Across our platform, 70% of Gen Z employees who volunteer once return within the same year.

Gen Z is entering the workforce with a clear sense of what they value, and they expect those values to show up at work. As of Q2 2024, they already make up nearly 20% of the labor force. And one place this shift is especially visible is in how they approach volunteering.

This generation expects more than stability or growth, they expect meaning. Purpose isn’t a nice-to-have, it’s the baseline. They’re choosing to engage in causes that matter to them, through work, and they’re paying attention to whether companies make that easy or difficult to do.

At Goodera, we’re seeing the same shift play out across the 500+ enterprises we support globally. Our latest India Volunteering Quotient 2025 found that Indian companies are clocking 31% workforce participation in volunteering: 40% higher than the global benchmark. Technology firms lead the way with 35% participation and an average of 4.7 volunteering hours per employee. This reflects a cultural shift: careers are no longer judged only by titles or paychecks but also by the impact they create. Across sectors, this shift is accelerating. Interest in volunteering is growing and how employees want to engage is changing.

Younger employees are using volunteering to explore interests, contribute time and skills, and build a sense of identity at work. They see it as a meaningful part of their professional lives, not something separate from it.




● Across our platform, 70% of Gen Z employees who volunteer once return within the same year.

● The most common areas of engagement are education (42%), environment (33%), and community welfare (25%). This choice reflects a strong preference for tangible, community-facing impact.

Their engagement is visible and volitional. Starting early in their careers, Gen Z give their time, creativity, and energy, and in exchange, they find community, identity, and purpose. Their expectations are clear: they want to know how their time is being used, who it supports, and what outcomes it creates.

The workplaces today are increasingly hybrid and distributed. As a result, employees often feel disconnected from the broader culture of the organization. Volunteering has become one of the few activities that brings people together in ways that feel personal and team-driven.

● Participation peaks during large-scale volunteering events where 70–80 employees come together; be it a school, a clean-up drive, or festival-linked community service.

● Our data reveals volunteers are 2.5x more likely to report a strong sense of belonging at work, a vital factor for Gen Z who seek meaning and belonging as a base expectation.

Technology as Enabler in Volunteering

Scaling meaningful volunteering has long been a challenge for organizations. The most common reason employees don’t volunteer isn’t a lack of interest. It’s friction. The process is either unclear, inconvenient, or disconnected from their day-to-day schedule.
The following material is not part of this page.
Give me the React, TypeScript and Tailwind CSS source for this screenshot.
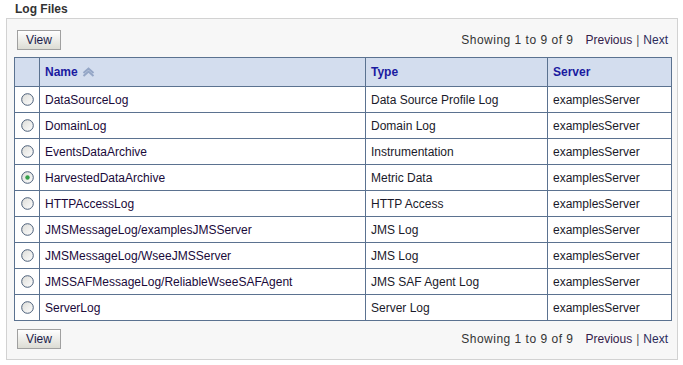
import React, { useState } from "react";

const rows = [
  { name: "DataSourceLog", type: "Data Source Profile Log", server: "examplesServer" },
  { name: "DomainLog", type: "Domain Log", server: "examplesServer" },
  { name: "EventsDataArchive", type: "Instrumentation", server: "examplesServer" },
  { name: "HarvestedDataArchive", type: "Metric Data", server: "examplesServer" },
  { name: "HTTPAccessLog", type: "HTTP Access", server: "examplesServer" },
  { name: "JMSMessageLog/examplesJMSServer", type: "JMS Log", server: "examplesServer" },
  { name: "JMSMessageLog/WseeJMSServer", type: "JMS Log", server: "examplesServer" },
  { name: "JMSSAFMessageLog/ReliableWseeSAFAgent", type: "JMS SAF Agent Log", server: "examplesServer" },
  { name: "ServerLog", type: "Server Log", server: "examplesServer" },
];

function Radio({ checked, onClick }: { checked: boolean; onClick: () => void }) {
  return (
    <button onClick={onClick} className="flex items-center justify-center w-[13px] h-[13px]">
      <svg width="13" height="13" viewBox="0 0 13 13">
        <defs>
          <linearGradient id="rg" x1="0" y1="0" x2="1" y2="1">
            <stop offset="0" stopColor="#dcdcd7" />
            <stop offset="1" stopColor="#ffffff" />
          </linearGradient>
        </defs>
        <circle cx="6.5" cy="6.5" r="5.8" fill="url(#rg)" stroke="#4a5e78" strokeWidth="1" />
        {checked && <circle cx="6.5" cy="6.5" r="2.2" fill="#35a04a" />}
      </svg>
    </button>
  );
}

function ViewButton() {
  return (
    <button className="h-[20px] w-[44px] border border-[#a0a0a0] bg-gradient-to-b from-white to-[#dcdcd4] text-[12px] text-[#1a1a4a] leading-none">
      View
    </button>
  );
}

function Pager() {
  return (
    <div className="text-[12px] text-[#333333] flex items-center">
      <span className="tracking-[0.5px]">Showing 1 to 9 of 9</span>
      <span className="ml-[12px] text-[#33204a]">Previous</span>
      <span className="mx-[4px] text-[#555]">|</span>
      <span className="text-[#2b2b5a]">Next</span>
    </div>
  );
}

export default function App() {
  const [selected, setSelected] = useState(3);

  return (
    <div className="w-[683px] h-[365px] bg-white pt-[2px] px-[6px] font-['Liberation_Sans',Arial,sans-serif]">
      <h2 className="text-[12px] font-bold text-[#333] leading-[14px] ml-[9px] h-[16px]">Log Files</h2>
      <div className="border border-[#d2d2d2] bg-[#f7f7f7] h-[342px] pt-[11px] px-[7px] w-[672px]">
        <div className="flex items-center justify-between h-[20px] pl-[3px] pr-[2px]">
          <ViewButton />
          <Pager />
        </div>
        <table className="mt-[7px] w-[658px] border-collapse border border-[#5b7290] text-[12px] text-[#1a1a2a]">
          <thead>
            <tr className="h-[29px] bg-[#d3ddee]">
              <th className="w-[25px] border border-[#5b7290]"></th>
              <th className="w-[326px] border border-[#5b7290] text-left pl-[5px] text-[#1a1aa0] font-bold">
                <span className="inline-flex items-center gap-[4px]">
                  Name
                  <svg width="13" height="10" viewBox="0 0 13 10">
                    <path d="M1.5 6 L6.5 1.5 L11.5 6" fill="none" stroke="#94a6c6" strokeWidth="2" />
                    <path d="M1.5 9 L6.5 4.5 L11.5 9" fill="none" stroke="#94a6c6" strokeWidth="2" />
                  </svg>
                </span>
              </th>
              <th className="w-[182px] border border-[#5b7290] text-left pl-[5px] text-[#1a1aa0] font-bold">Type</th>
              <th className="border border-[#5b7290] text-left pl-[5px] text-[#1a1aa0] font-bold">Server</th>
            </tr>
          </thead>
          <tbody>
            {rows.map((r, i) => (
              <tr key={r.name} className="h-[26px] bg-white">
                <td className="border border-[#5b7290] text-center align-middle">
                  <div className="flex justify-center">
                    <Radio checked={selected === i} onClick={() => setSelected(i)} />
                  </div>
                </td>
                <td className="border border-[#5b7290] pl-[5px] text-[#1a0a3a]">{r.name}</td>
                <td className="border border-[#5b7290] pl-[5px]">{r.type}</td>
                <td className="border border-[#5b7290] pl-[5px]">{r.server}</td>
              </tr>
            ))}
          </tbody>
        </table>
        <div className="flex items-center justify-between h-[20px] mt-[8px] pl-[3px] pr-[2px]">
          <ViewButton />
          <Pager />
        </div>
      </div>
    </div>
  );
}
Technology is quietly becoming a key part of the solution. Digital platforms enable employees to identify causes that align with their values, participate in curated activities across geographies, and track the tangible outcomes of their efforts. When companies introduce enablers such as paid volunteering time-off or flagship campaigns, participation rates more than double. The insight is clear: access drives action.

This evolution marks a profound shift. Volunteering is no longer a once-a-year activity. It’s becoming part of how employees join, grow, and connect at work. Today, digital platforms make it seamless.

● Companies implementing structural enablers like Volunteer Time Off (VTO) or flagship campaigns see up to 1.9× higher participation.

● Offering diverse formats, like in-office kiosks for micro-volunteering, virtual modules, and peer-led campaigns, makes it easier for every type of employee to participate.

Whether it’s virtual volunteering, in-office kits, or field activities, platforms make it easier to offer volunteering as a consistent experience rather than a once-a-year initiative. That consistency matters when building a culture of impact that Gen Z wants to be part of.

The future of workplace volunteering will be global, technology-enabled, and grounded in real human connection. Skills-based volunteering is gaining broader adoption, with employees contributing their expertise in areas like digital transformation, financial planning, marketing, and operations to support nonprofit capacity. Sustainability-focused initiatives are integrating employee engagement into how companies measure impact, moving volunteering from a standalone CSR activity to a strategic business lever.

Participation is growing, but scale alone doesn’t build engagement. The real opportunity lies in making volunteering a part of everyday work—not as an event, but as a behavior.

For Gen Z, this alignment isn’t optional. They’re looking for platforms where their skills, interests, and values can contribute to real-world outcomes. Organizations, on the other hand, need to embed purpose into work or risk losing the very generation that will define the future of business. The rise of Gen Z is more than a demographic shift, it’s a cultural one. It reminds us that work and purpose are no longer separate tracks. They move together now. Work and purpose are no longer parallel journeys; they now walk the same path. The question is whether companies are building the systems and culture to meet them there.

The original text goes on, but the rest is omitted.